Basic blocks in function 0x1404bdc60 (HalpRestoreHvEnlightenment) contain on average 147 instructions.
Basic blocks in function 0x140a55cb8 (MiInitializeDummyPages) contain on average 133 instructions.
Basic blocks in function 0x1409a7744 (HalpBlkInitializeProcessorState) contain on average 103 instructions.

The functions with the largest average basic block size do not seem to be related to PatchGuard. Instead, based on their function names, they initialize different data structures (SepInitSystemDacls, HalpRestoreHvEnlightenment, MiInitializeDummyPages and HalpBlkInitializeProcessorState) or implement cryptographic algorithms (SymCryptSha256AppendBlocks_ul1).

While the instruction overlapping heuristic also pinpoints some functions, they can be ignored: The results are all false positives, since the disassembler wrongly interprets data as code.

Overall, we can summarize the experiments and say that the heuristics pinpoint all kinds of interesting code parts, no matter if the code is obfuscated, implements a complex state machine, initialization routines or cryptographic algorithms. As we have seen for Emotet and the Windows kernel, it can be beneficial to pay special intention to peaks in the values. Furthermore, we observed that heuristics often produce different results, but can also identify the same code locations.

Setting the Scene

In a previous blog post, we introduced a heuristic to detect control-flow flattening and state machines in binaries. This time, we developed more generic heuristics to pinpoint code obfuscation and complex code. While the heuristics are different in their nature, they all are easy to implement, cheap to calculate and exploit characteristics that are shared by obfuscated as well as interesting non-obfuscated code.

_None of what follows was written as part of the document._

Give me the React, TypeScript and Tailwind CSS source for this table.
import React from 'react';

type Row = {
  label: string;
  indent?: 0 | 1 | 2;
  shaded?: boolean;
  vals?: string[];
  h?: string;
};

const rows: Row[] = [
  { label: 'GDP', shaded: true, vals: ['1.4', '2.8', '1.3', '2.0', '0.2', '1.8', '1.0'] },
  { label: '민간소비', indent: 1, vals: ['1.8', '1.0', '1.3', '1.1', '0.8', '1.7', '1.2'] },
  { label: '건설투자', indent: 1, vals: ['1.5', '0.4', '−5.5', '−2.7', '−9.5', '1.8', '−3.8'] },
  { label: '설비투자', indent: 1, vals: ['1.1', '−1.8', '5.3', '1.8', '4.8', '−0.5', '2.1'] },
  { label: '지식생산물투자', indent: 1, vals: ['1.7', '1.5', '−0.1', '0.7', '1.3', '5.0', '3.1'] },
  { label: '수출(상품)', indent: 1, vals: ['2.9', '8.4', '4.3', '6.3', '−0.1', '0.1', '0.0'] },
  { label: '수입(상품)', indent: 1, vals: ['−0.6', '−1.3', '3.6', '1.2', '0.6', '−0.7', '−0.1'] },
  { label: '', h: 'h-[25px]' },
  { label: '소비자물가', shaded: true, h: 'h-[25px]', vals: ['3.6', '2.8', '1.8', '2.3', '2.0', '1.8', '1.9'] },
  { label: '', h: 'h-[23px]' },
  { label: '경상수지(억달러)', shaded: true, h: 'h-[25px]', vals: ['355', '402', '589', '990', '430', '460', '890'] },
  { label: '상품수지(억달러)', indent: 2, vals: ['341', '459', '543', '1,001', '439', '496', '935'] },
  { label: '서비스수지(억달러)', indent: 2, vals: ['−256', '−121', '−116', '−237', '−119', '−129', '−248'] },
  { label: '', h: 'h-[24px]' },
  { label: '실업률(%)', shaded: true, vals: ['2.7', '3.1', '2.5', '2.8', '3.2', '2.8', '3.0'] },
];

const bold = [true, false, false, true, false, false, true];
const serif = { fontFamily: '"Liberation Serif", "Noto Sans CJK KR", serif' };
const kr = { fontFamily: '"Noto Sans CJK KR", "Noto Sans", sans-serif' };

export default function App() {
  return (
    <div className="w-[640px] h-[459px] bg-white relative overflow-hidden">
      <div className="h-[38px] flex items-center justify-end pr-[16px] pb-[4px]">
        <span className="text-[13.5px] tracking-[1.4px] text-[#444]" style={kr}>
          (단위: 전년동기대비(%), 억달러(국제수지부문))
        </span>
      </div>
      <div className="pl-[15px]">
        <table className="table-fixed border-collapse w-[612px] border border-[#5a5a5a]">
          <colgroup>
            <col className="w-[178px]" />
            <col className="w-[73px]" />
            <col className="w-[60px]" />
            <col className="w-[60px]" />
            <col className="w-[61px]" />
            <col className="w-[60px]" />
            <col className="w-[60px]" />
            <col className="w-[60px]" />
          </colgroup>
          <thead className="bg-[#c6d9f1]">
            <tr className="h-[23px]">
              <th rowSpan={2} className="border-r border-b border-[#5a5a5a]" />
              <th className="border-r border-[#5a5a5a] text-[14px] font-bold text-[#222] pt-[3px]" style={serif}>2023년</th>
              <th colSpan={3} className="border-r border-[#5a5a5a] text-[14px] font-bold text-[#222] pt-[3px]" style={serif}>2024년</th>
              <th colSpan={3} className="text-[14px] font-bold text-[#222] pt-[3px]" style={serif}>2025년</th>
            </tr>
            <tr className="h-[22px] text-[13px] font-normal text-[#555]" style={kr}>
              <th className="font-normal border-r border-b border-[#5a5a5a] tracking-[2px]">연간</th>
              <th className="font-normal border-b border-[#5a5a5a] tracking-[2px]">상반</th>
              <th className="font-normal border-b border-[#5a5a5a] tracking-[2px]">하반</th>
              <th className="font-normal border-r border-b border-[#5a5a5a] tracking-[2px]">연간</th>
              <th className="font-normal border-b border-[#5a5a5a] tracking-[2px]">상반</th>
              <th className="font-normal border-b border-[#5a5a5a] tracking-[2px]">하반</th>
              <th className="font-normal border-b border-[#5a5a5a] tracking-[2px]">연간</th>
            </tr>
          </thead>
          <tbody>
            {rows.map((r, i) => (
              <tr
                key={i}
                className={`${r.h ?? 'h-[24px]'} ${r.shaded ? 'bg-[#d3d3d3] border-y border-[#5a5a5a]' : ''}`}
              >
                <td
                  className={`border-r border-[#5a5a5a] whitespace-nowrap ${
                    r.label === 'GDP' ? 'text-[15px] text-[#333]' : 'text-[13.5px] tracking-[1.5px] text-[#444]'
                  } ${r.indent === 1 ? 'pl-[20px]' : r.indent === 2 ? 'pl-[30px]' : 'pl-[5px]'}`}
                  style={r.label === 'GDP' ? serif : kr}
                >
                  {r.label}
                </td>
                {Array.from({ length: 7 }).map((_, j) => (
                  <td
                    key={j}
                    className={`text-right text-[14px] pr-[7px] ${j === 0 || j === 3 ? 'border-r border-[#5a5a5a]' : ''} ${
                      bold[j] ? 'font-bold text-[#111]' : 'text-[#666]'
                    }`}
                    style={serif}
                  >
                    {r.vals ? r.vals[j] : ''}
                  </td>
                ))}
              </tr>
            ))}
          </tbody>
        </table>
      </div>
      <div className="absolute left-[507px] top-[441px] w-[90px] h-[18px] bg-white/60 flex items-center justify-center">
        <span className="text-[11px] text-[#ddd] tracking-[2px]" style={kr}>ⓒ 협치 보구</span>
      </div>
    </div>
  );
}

As part of our day-to-day reverse engineering, we can use these heuristics to get an initial overview over the binary; we can spot which code areas might be worth a closer look. If the code is obfuscated, we then can try to understand the context in which the obfuscation is embedded. Afterward—if we want to better understand the obfuscated code—we may look for patterns and come up with a strategy to automatically remove the obfuscation.